What you're essentially doing is covering up your coating with lesser performing products. You spent all the time and money on the coating, why blanket it in something that inhibits it from doing its job properly?

Maintaining a coated car is really no different than maintaining a wax or sealant car, you're just grabbing different bottles (products)...and doing it less often.

Your paint surface will behave based upon what is on top if it; if the last thing you used on top of it is a wax, sealant or polymer product (be it a dedicated product or some 'enhancement' to shampoo or rinseless wash) your essentially missing out on having your best-performing protection facing the world.

For our coated cars I have 2 bottles: a pure shampoo & a coating-friendly (usually contains SiO2) maintenance product...and that's about it. And as long as I don't 'pollute' that with a lesser product, I continue to wash far less than when I had waxes or sealants in my paint.

As with anything, YMMV.

If I may ask, how do you feel about using ONR diluted 16:1 for everyday touchup cleaning?
 
What about fast/spot cleaning? I realize products line ONR make it fast, but still requires a bucket of water. I talking about daily touchups for road dust and/or dirty spray on the rear quarter panel.

I'm looking for a spray on to the car and microfiber towel, a fast wipe followed by drying with a clean, dry towel. I've seen many recommendations about Aero Cosmetics products. Are these good for cars with Ceramic Pro coatings? Any others?
Chemical guys has a great 'quick detailer' spray that I was very impressed with. It came in a starter kit I bought from them and it will be the only thing (besides honeydew soap) that I re buy from them.

Professionally applied 5 yr ceramic coating here. Although I neglected to check with my guy to see if the quick detail spray is safe for my coating.
 
Chemical guys has a great 'quick detailer' spray that I was very impressed with.
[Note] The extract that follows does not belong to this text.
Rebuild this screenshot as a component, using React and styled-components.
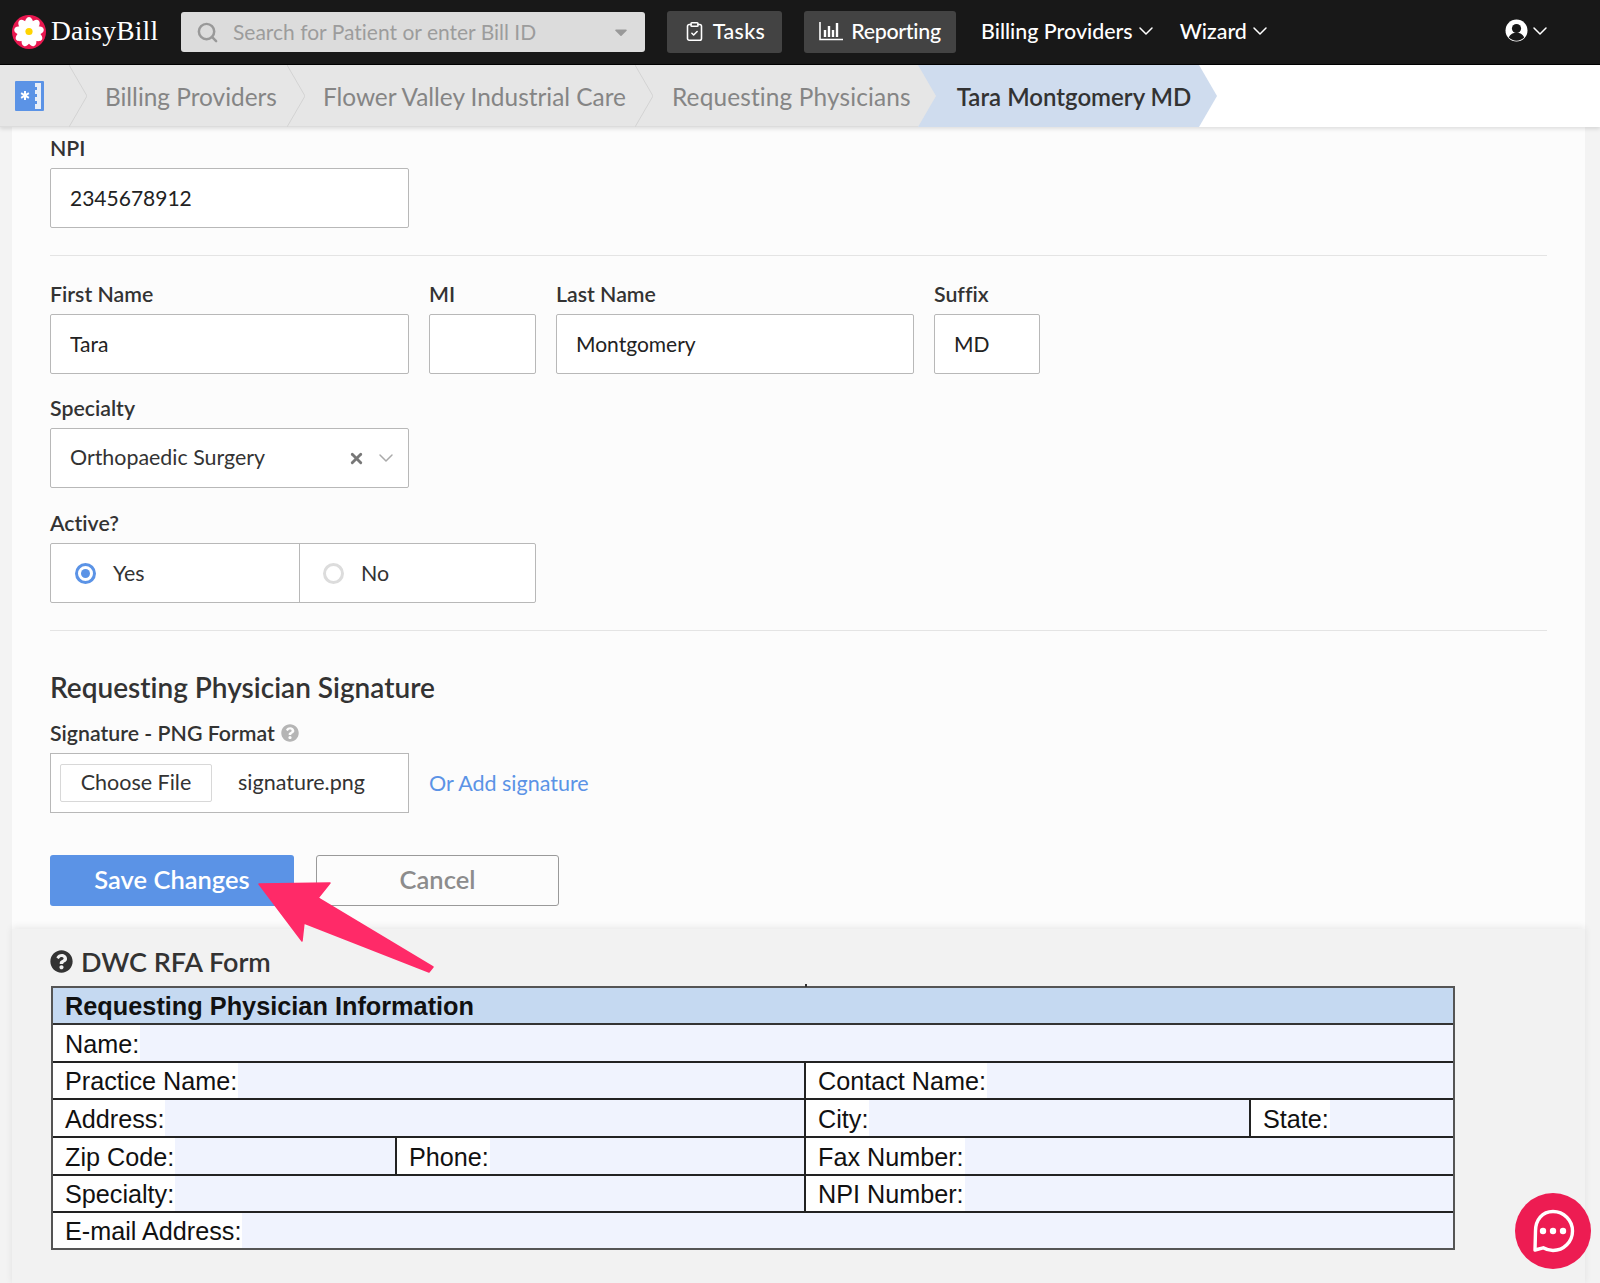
import React from 'react';
import styled, { createGlobalStyle } from 'styled-components';
import { ChevronDown, ClipboardCheck, Search, X } from 'lucide-react';
import { FaQuestionCircle, FaCaretDown } from 'react-icons/fa';

const Global = createGlobalStyle`
  html, body { margin: 0; padding: 0; height: 1283px; overflow: hidden; background: #f3f3f3; }
  body { font-family: Lato, "Open Sans", sans-serif; color: #333; -webkit-font-smoothing: antialiased; font-variant-ligatures: none; font-variant-numeric: proportional-nums; }
  input, button { font-variant-ligatures: none; font-variant-numeric: proportional-nums; }
  * { box-sizing: border-box; }
`;

const Nav = styled.header`
  height: 65px; background: #181818; border-bottom: 1px solid #000;
  display: flex; align-items: center; padding-left: 12px; color: #fff;
`;
const Logo = styled.div`display: flex; align-items: center; gap: 5px; width: 169px; flex: none;`;
const LogoText = styled.span`font-family: "Liberation Serif", serif; font-size: 27.5px; color: #fff; letter-spacing: 0.2px; padding-bottom: 2px;`;
const SearchBox = styled.div`
  width: 464px; height: 40px; background: #dcdcdc; border-radius: 3px; display: flex; align-items: center;
  padding: 0 14px 0 15px; color: #9a9a9a; font-size: 21px; flex: none;
`;
const SearchText = styled.span`flex: 1; margin-left: 14px; color: #9c9c9c; padding-bottom: 2px;`;
const NavButton = styled.div`
  height: 42px; background: #434343; border-radius: 3px; display: flex; align-items: center; justify-content: center;
  gap: 8px; font-size: 21.4px; font-weight: 500; width: ${p => p.$w}px; margin-left: ${p => p.$ml}px; flex: none; padding-bottom: 2px;
  letter-spacing: ${p => p.$ls || 0}px;
`;
const NavLink = styled.div`display: flex; align-items: center; gap: 1px; font-size: 21.4px; font-weight: 500; margin-left: ${p => p.$ml}px; flex: none; padding-bottom: 3px;`;
const UserMenu = styled.div`display: flex; align-items: center; margin-left: auto; margin-right: 48px; padding-bottom: 3px;`;

const Crumbs = styled.nav`
  height: 62px; background: #fff; display: flex; align-items: stretch; box-shadow: 0 2px 4px rgba(0,0,0,.12); position: relative; z-index: 2;
`;
const GrayPart = styled.div`display: flex; align-items: center; background: #e6e6e6; height: 62px; border-bottom: 1px solid #dcdcdc;`;
const Home = styled.div`width: 69px; padding-left: 15px; display: flex; align-items: center; flex: none;`;
const Crumb = styled.span`
  font-size: 24.4px; color: #858585; padding: 1px ${p => p.$pr}px 0 ${p => p.$pl}px; white-space: nowrap; letter-spacing: ${p => p.$ls || 0}px;
`;
const Current = styled.span`
  font-size: 24px; font-weight: 600; color: #333; background: #cfdcee; height: 62px; display: flex; align-items: center;
  padding: 0 8px 0 21px; white-space: nowrap;
`;
const Sep = styled.svg`display: block; flex: none;`;

const Main = styled.main`margin: 0 15px 0 12px; background: #fcfcfc;`;
const Form = styled.section`padding: 9px 38px 23px 38px;`;
const Row = styled.div`display: flex; gap: 20px; margin-top: ${p => p.$mt || 0}px;`;
const Field = styled.div`width: ${p => p.$w}px; flex: none;`;
const LinkField = styled(Field)`display: flex; align-items: center; padding-top: 32px;`;
const Label = styled.label`display: flex; align-items: center; gap: 6px; height: 24px; margin-bottom: 8px; font-size: 21.3px; font-weight: 600; color: #333;`;
const TextInput = styled.input`
  display: block; width: 100%; height: 60px; border: 1px solid #b8b8b8; border-radius: 2px; background: #fff;
  padding: 0 19px 2px; font: 400 21px Lato, sans-serif; color: #222; outline: none;
`;
const Select = styled.div`
  height: 60px; border: 1px solid #b8b8b8; border-radius: 2px; background: #fff; display: flex; align-items: center;
  padding: 0 10px 0 19px; font-size: 21.4px; color: #333;
`;
const SelectValue = styled.span`flex: 1; padding-bottom: 3px;`;
const SelectClear = styled.span`display: flex; color: #777; margin-right: 9px;`;
const Hr = styled.hr`border: 0; height: 1px; background: #e4e4e4; margin: ${p => p.$mt}px 0 ${p => p.$mb}px;`;
const RadioGroup = styled.div`
  width: 486px; height: 60px; border: 1px solid #b8b8b8; border-radius: 2px; background: #fff; display: flex;
`;
const RadioCell = styled.div`
  width: ${p => p.$w}px; display: flex; align-items: center; gap: 17px; padding-left: ${p => (p.$sep ? 24 : 23)}px; font-size: 21.4px; color: #333;
  border-right: ${p => (p.$sep ? '1px solid #b8b8b8' : '0')};
`;
const Radio = styled.span`
  width: 21px; height: 21px; border-radius: 50%; background: #fff; flex: none; display: flex; align-items: center; justify-content: center;
  border: 3px solid ${p => (p.$on ? '#5b93e6' : '#dcdcdc')};
  &::after { content: ''; width: 9px; height: 9px; border-radius: 50%; background: ${p => (p.$on ? '#5b93e6' : 'transparent')}; }
`;
const Heading = styled.h2`margin: 41px 0 0; height: 30px; line-height: 30px; font-size: 28px; font-weight: 600; color: #333;`;
const FileBox = styled.div`
  width: 359px; height: 60px; border: 1px solid #b8b8b8; background: #fff; display: flex; align-items: center; padding: 0 0 3px 9px; font-size: 21.5px; color: #333;
`;
const FileButton = styled.button`
  width: 152px; height: 38px; background: #fff; border: 1px solid #d8d8d8; border-radius: 2px; font: 400 21.5px Lato, sans-serif; color: #333; padding: 0 0 3px; margin: 3px 26px 0 0;
`;
const AddLink = styled.a`font-size: 21.5px; color: #5b93e6;`;
const Actions = styled.div`display: flex; gap: 22px; margin-top: 42px; align-items: stretch;`;
const Btn = styled.button`
  width: ${p => (p.$primary ? 244 : 243)}px; height: 51px; border-radius: 3px; font: 600 25.5px Lato, sans-serif; padding: 0 0 3px;
  background: ${p => (p.$primary ? '#5b93e6' : 'transparent')}; color: ${p => (p.$primary ? '#fff' : '#8c8c8c')};
  border: ${p => (p.$primary ? '0' : '1px solid #9a9a9a')};
`;
const Lower = styled.section`
  background: #f2f2f2; padding: 17px 38px 0; height: 356px; box-shadow: 0 -2px 7px rgba(0,0,0,.08);
`;
const LowerTitle = styled.h2`display: flex; align-items: center; gap: 8px; margin: 0 0 10px; height: 30px; font-size: 27px; font-weight: 600; color: #333;`;

const Table = styled.div`
  width: 1404px; margin-left: 1px; border: 2px solid #555; font-family: "Liberation Sans", Arial, sans-serif; background: #f0f3fe; position: relative;
  &::before { content: ''; position: absolute; left: 752px; top: -4px; width: 2px; height: 3px; background: #333; }
`;
const HeadRow = styled.div`
  background: #c5d9f1; display: flex; align-items: center; padding: 2px 0 0 12px; border-bottom: 2px solid #333;
  font-size: 25.3px; font-weight: 700; color: #111; height: 37px;
`;
const TRow = styled.div`display: flex; height: ${p => p.$h || 37}px; border-bottom: ${p => (p.$last ? '0' : '2px solid #222')};`;
const Cell = styled.div`display: flex; align-items: stretch; width: ${p => (p.$w ? p.$w + 'px' : 'auto')}; flex: ${p => (p.$w ? 'none' : 1)}; border-right: ${p => (p.$sep ? '2px solid #222' : '0')};`;
const CellLabel = styled.div`
  background: #fff; padding: 2px 1px 0 12px; display: flex; align-items: center; font-size: 25.2px; color: #111; white-space: nowrap;
`;

const Chat = styled.div`
  position: fixed; left: 1515px; top: 1193px; width: 76px; height: 76px; border-radius: 50%; background: #ed1c52;
  display: flex; align-items: center; justify-content: center;
`;
const ArrowOverlay = styled.svg`position: absolute; left: 0; top: 0; pointer-events: none; z-index: 5;`;

const Daisy = () => (
  <svg width="34" height="34" viewBox="0 0 34 34">
    <circle cx="17" cy="17" r="17" fill="#e8174f" />
    {[0, 40, 80, 120, 160, 200, 240, 280, 320].map(a => (
      <ellipse key={a} cx="17" cy="8.5" rx="4.2" ry="6.5" fill="#fff" transform={`rotate(${a} 17 17)`} />
    ))}
    <circle cx="17" cy="16.5" r="3.6" fill="#ffd400" />
  </svg>
);

const HomeIcon = () => (
  <svg width="29" height="30" viewBox="0 0 29 30">
    <rect x="0" y="0" width="29" height="30" rx="1" fill="#5b93e6" />
    <path d="M20 2h6v26h-6v-5h2v-3h-2v-4h2v-3h-2v-4h2V6h-2z" fill="#e8eef8" />
    <path d="M10 10v9M6.100 12.200l7.800 4.600M13.900 12.200l-7.800 4.600" stroke="#fff" strokeWidth="2" />
  </svg>
);

const ChartIcon = () => (
  <svg width="24" height="20" viewBox="0 0 24 20" fill="none" stroke="#fff">
    <path d="M1 1v17.500h23" strokeWidth="1.600" />
    <path d="M6 16V9M10 16V5M14 16V9M18 16V2" strokeWidth="2.400" />
  </svg>
);

const UserIcon = () => (
  <svg width="23" height="23" viewBox="0 0 23 23">
    <circle cx="11.500" cy="11.500" r="11" fill="#fff" />
    <circle cx="11.500" cy="9.500" r="4.600" fill="#181818" />
    <path d="M3.800 18.500c1.600-3.600 4.400-4.800 7.700-4.800s6.100 1.200 7.700 4.800c-2 2-4.700 3.200-7.700 3.200s-5.700-1.200-7.700-3.200z" fill="#181818" />
  </svg>
);

const ChatIcon = () => (
  <svg width="46" height="46" viewBox="0 0 46 46" fill="none">
    <path d="M23 3.500c10.800 0 19.500 8.700 19.500 19.500S33.800 42.500 23 42.500c-4 0-7-1-9.800-2.700L5 42l.5-19C5.500 12.200 12.200 3.500 23 3.500z" stroke="#fff" strokeWidth="3.400" strokeLinejoin="round" />
    <circle cx="13" cy="23" r="3.200" fill="#fff" />
    <circle cx="23" cy="23" r="3.200" fill="#fff" />
    <circle cx="33" cy="23" r="3.200" fill="#fff" />
  </svg>
);

const Chev = () => (
  <Sep width="18" height="62" viewBox="0 0 18 62">
    <path d="M0 0L18 31L0 62" fill="none" stroke="#d3d3d3" strokeWidth="1" />
  </Sep>
);

const BlueSep = styled(Sep)`background: #cfdcee;`;

export default function App() {
  return (
    <>
      <Global />
      <Nav>
        <Logo><Daisy /><LogoText>DaisyBill</LogoText></Logo>
        <SearchBox>
          <Search size={23} color="#999" strokeWidth={2.6} />
          <SearchText>Search for Patient or enter Bill ID</SearchText>
          <FaCaretDown size={20} color="#999" />
        </SearchBox>
        <NavButton $w={115} $ml={22} $ls={0.4}><ClipboardCheck size={21} strokeWidth={1.8} />Tasks</NavButton>
        <NavButton $w={152} $ml={22} $ls={-0.3}><ChartIcon />Reporting</NavButton>
        <NavLink $ml={25}>Billing Providers<ChevronDown size={24} strokeWidth={1.5} /></NavLink>
        <NavLink $ml={22}>Wizard<ChevronDown size={24} strokeWidth={1.5} /></NavLink>
        <UserMenu><UserIcon /><ChevronDown size={24} strokeWidth={1.5} /></UserMenu>
      </Nav>
      <Crumbs>
        <GrayPart>
          <Home><HomeIcon /></Home>
          <Chev />
          <Crumb $pl={18} $pr={10}>Billing Providers</Crumb>
          <Chev />
          <Crumb $pl={18} $pr={9}>Flower Valley Industrial Care</Crumb>
          <Chev />
          <Crumb $pl={19} $pr={7} $ls={0.15}>Requesting Physicians</Crumb>
        </GrayPart>
        <BlueSep width="18" height="62" viewBox="0 0 18 62">
          <path d="M0 0L18 31L0 62Z" fill="#e6e6e6" />
        </BlueSep>
        <Current>Tara Montgomery MD</Current>
        <Sep width="18" height="62" viewBox="0 0 18 62">
          <path d="M0 0L18 31L0 62Z" fill="#cfdcee" />
        </Sep>
      </Crumbs>
      <Main>
        <Form>
          <Field $w={359}>
            <Label>NPI</Label>
            <TextInput readOnly value="2345678912" />
          </Field>
          <Hr $mt={27} $mb={26} />
          <Row>
            <Field $w={359}><Label>First Name</Label><TextInput readOnly value="Tara" /></Field>
            <Field $w={107}><Label>MI</Label><TextInput readOnly value="" /></Field>
            <Field $w={358}><Label>Last Name</Label><TextInput readOnly value="Montgomery" /></Field>
            <Field $w={106}><Label>Suffix</Label><TextInput readOnly value="MD" /></Field>
          </Row>
          <Row $mt={22}>
            <Field $w={359}>
              <Label>Specialty</Label>
              <Select>
                <SelectValue>Orthopaedic Surgery</SelectValue>
                <SelectClear><X size={17} strokeWidth={4} /></SelectClear>
                <ChevronDown size={24} color="#aaa" strokeWidth={1.5} />
              </Select>
            </Field>
          </Row>
          <Row $mt={23}>
            <Field $w={486}>
              <Label>Active?</Label>
              <RadioGroup>
                <RadioCell $w={249} $sep><Radio $on />Yes</RadioCell>
                <RadioCell $w={235}><Radio />No</RadioCell>
              </RadioGroup>
            </Field>
          </Row>
          <Hr $mt={27} $mb={0} />
          <Heading>Requesting Physician Signature</Heading>
          <Row $mt={19}>
            <Field $w={359}>
              <Label>Signature - PNG Format <FaQuestionCircle size={18} color="#b5b5b5" /></Label>
              <FileBox><FileButton>Choose File</FileButton>signature.png</FileBox>
            </Field>
            <LinkField $w={200}>
              <AddLink>Or Add signature</AddLink>
            </LinkField>
          </Row>
          <Actions>
            <Btn $primary>Save Changes</Btn>
            <Btn>Cancel</Btn>
          </Actions>
        </Form>
        <Lower>
          <LowerTitle><FaQuestionCircle size={23} color="#333" />DWC RFA Form</LowerTitle>
          <Table>
            <HeadRow>Requesting Physician Information</HeadRow>
            <TRow $h={38}><Cell><CellLabel>Name:</CellLabel></Cell></TRow>
            <TRow>
              <Cell $w={753} $sep><CellLabel>Practice Name:</CellLabel></Cell>
              <Cell><CellLabel>Contact Name:</CellLabel></Cell>
            </TRow>
            <TRow $h={38}>
              <Cell $w={753} $sep><CellLabel>Address:</CellLabel></Cell>
              <Cell $w={445} $sep><CellLabel>City:</CellLabel></Cell>
              <Cell><CellLabel>State:</CellLabel></Cell>
            </TRow>
            <TRow $h={38}>
              <Cell $w={344} $sep><CellLabel>Zip Code:</CellLabel></Cell>
              <Cell $w={409} $sep><CellLabel>Phone:</CellLabel></Cell>
              <Cell><CellLabel>Fax Number:</CellLabel></Cell>
            </TRow>
            <TRow $h={37}>
              <Cell $w={753} $sep><CellLabel>Specialty:</CellLabel></Cell>
              <Cell><CellLabel>NPI Number:</CellLabel></Cell>
            </TRow>
            <TRow $h={35} $last><Cell><CellLabel>E-mail Address:</CellLabel></Cell></TRow>
          </Table>
        </Lower>
      </Main>
      <ArrowOverlay width="1600" height="1283" viewBox="0 0 1600 1283">
        <path d="M259 884L330 883L318 898L433 967L429 972L304 923L302 941Z" fill="#ff2a68" stroke="#ff2a68" strokeWidth="1.500" strokeLinejoin="round" />
      </ArrowOverlay>
      <Chat><ChatIcon /></Chat>
    </>
  );
}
It came in a starter kit I bought from them and it will be the only thing (besides honeydew soap) that I re buy from them.

Professionally applied 5 yr ceramic coating here. Although I neglected to check with my guy to see if the quick detail spray is safe for my coating.
If something like a quick detail spray isn't "safe" for a coating, how is any kind of road chemical, bird poop, etc. supposed to be repelled?

I don't get it, if these 3 year, 5 year, lifetime etc. coatings can't handle a wax, sealant, QD spray, how can they repel the things they're actually SUPPOSED to repel?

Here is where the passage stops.